== STATED PROBLEM ==
Copy nothing but the text: reproduce each line of the listing exactly and leave the pictures out.
## Begin
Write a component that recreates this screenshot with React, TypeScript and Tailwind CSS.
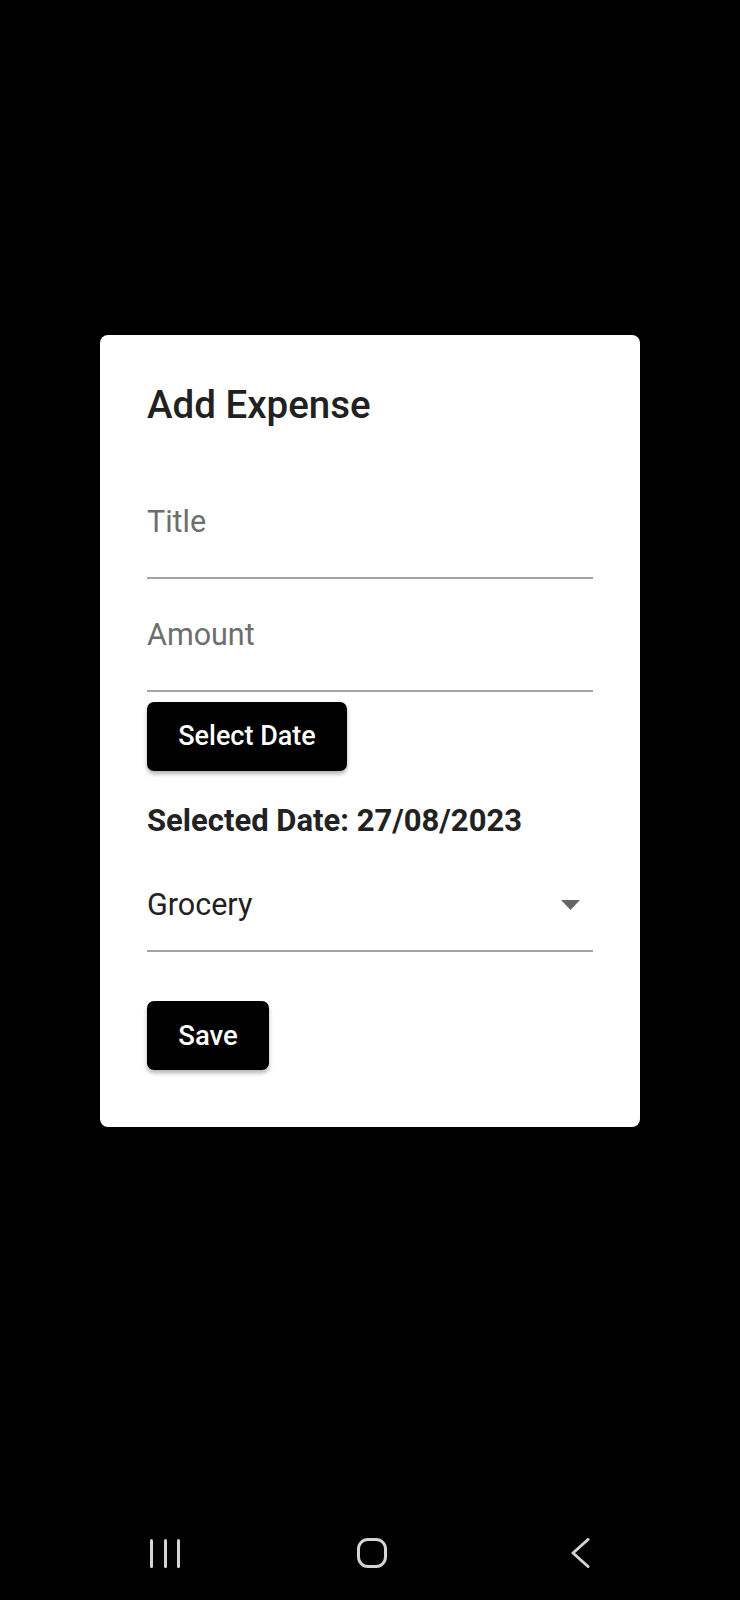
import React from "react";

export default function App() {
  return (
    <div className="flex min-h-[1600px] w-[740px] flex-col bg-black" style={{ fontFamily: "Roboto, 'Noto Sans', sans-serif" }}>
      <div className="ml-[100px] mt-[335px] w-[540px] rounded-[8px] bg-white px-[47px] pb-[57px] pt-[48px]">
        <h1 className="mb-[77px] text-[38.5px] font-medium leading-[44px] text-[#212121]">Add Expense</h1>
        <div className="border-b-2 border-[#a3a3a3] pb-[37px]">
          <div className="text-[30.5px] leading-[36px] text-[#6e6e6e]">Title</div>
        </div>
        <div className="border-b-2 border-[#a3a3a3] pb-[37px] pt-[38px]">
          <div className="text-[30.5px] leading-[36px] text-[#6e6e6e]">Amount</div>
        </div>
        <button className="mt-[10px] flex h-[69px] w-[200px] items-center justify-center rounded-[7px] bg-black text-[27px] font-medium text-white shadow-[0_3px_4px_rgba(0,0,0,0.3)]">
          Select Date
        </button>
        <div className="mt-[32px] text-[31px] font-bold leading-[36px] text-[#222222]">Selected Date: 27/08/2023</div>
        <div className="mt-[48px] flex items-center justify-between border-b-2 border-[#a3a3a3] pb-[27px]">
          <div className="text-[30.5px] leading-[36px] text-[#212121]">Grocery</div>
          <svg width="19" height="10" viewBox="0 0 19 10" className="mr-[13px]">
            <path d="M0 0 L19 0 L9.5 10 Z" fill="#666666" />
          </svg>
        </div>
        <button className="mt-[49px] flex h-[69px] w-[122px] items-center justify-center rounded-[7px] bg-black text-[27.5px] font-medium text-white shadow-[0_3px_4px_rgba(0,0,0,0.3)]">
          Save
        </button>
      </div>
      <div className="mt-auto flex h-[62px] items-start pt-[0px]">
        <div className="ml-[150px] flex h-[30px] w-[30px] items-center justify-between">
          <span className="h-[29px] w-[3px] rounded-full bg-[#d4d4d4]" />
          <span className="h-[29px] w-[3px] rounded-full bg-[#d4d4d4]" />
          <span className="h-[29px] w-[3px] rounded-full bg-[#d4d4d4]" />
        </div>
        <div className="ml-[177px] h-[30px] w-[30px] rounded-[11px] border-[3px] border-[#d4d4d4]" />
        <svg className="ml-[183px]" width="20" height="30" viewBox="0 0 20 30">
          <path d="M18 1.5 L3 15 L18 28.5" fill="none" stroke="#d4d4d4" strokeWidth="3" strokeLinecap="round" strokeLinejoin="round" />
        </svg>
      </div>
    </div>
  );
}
## End
== RESPONSE ==
Write a component that recreates this screenshot with React, TypeScript and Tailwind CSS.
import React from "react";

export default function App() {
  return (
    <div className="flex min-h-[1600px] w-[740px] flex-col bg-black" style={{ fontFamily: "Roboto, 'Noto Sans', sans-serif" }}>
      <div className="ml-[100px] mt-[335px] w-[540px] rounded-[8px] bg-white px-[47px] pb-[57px] pt-[48px]">
        <h1 className="mb-[77px] text-[38.5px] font-medium leading-[44px] text-[#212121]">Add Expense</h1>
        <div className="border-b-2 border-[#a3a3a3] pb-[37px]">
          <div className="text-[30.5px] leading-[36px] text-[#6e6e6e]">Title</div>
        </div>
        <div className="border-b-2 border-[#a3a3a3] pb-[37px] pt-[38px]">
          <div className="text-[30.5px] leading-[36px] text-[#6e6e6e]">Amount</div>
        </div>
        <button className="mt-[10px] flex h-[69px] w-[200px] items-center justify-center rounded-[7px] bg-black text-[27px] font-medium text-white shadow-[0_3px_4px_rgba(0,0,0,0.3)]">
          Select Date
        </button>
        <div className="mt-[32px] text-[31px] font-bold leading-[36px] text-[#222222]">Selected Date: 27/08/2023</div>
        <div className="mt-[48px] flex items-center justify-between border-b-2 border-[#a3a3a3] pb-[27px]">
          <div className="text-[30.5px] leading-[36px] text-[#212121]">Grocery</div>
          <svg width="19" height="10" viewBox="0 0 19 10" className="mr-[13px]">
            <path d="M0 0 L19 0 L9.5 10 Z" fill="#666666" />
          </svg>
        </div>
        <button className="mt-[49px] flex h-[69px] w-[122px] items-center justify-center rounded-[7px] bg-black text-[27.5px] font-medium text-white shadow-[0_3px_4px_rgba(0,0,0,0.3)]">
          Save
        </button>
      </div>
      <div className="mt-auto flex h-[62px] items-start pt-[0px]">
        <div className="ml-[150px] flex h-[30px] w-[30px] items-center justify-between">
          <span className="h-[29px] w-[3px] rounded-full bg-[#d4d4d4]" />
          <span className="h-[29px] w-[3px] rounded-full bg-[#d4d4d4]" />
          <span className="h-[29px] w-[3px] rounded-full bg-[#d4d4d4]" />
        </div>
        <div className="ml-[177px] h-[30px] w-[30px] rounded-[11px] border-[3px] border-[#d4d4d4]" />
        <svg className="ml-[183px]" width="20" height="30" viewBox="0 0 20 30">
          <path d="M18 1.5 L3 15 L18 28.5" fill="none" stroke="#d4d4d4" strokeWidth="3" strokeLinecap="round" strokeLinejoin="round" />
        </svg>
      </div>
    </div>
  );
}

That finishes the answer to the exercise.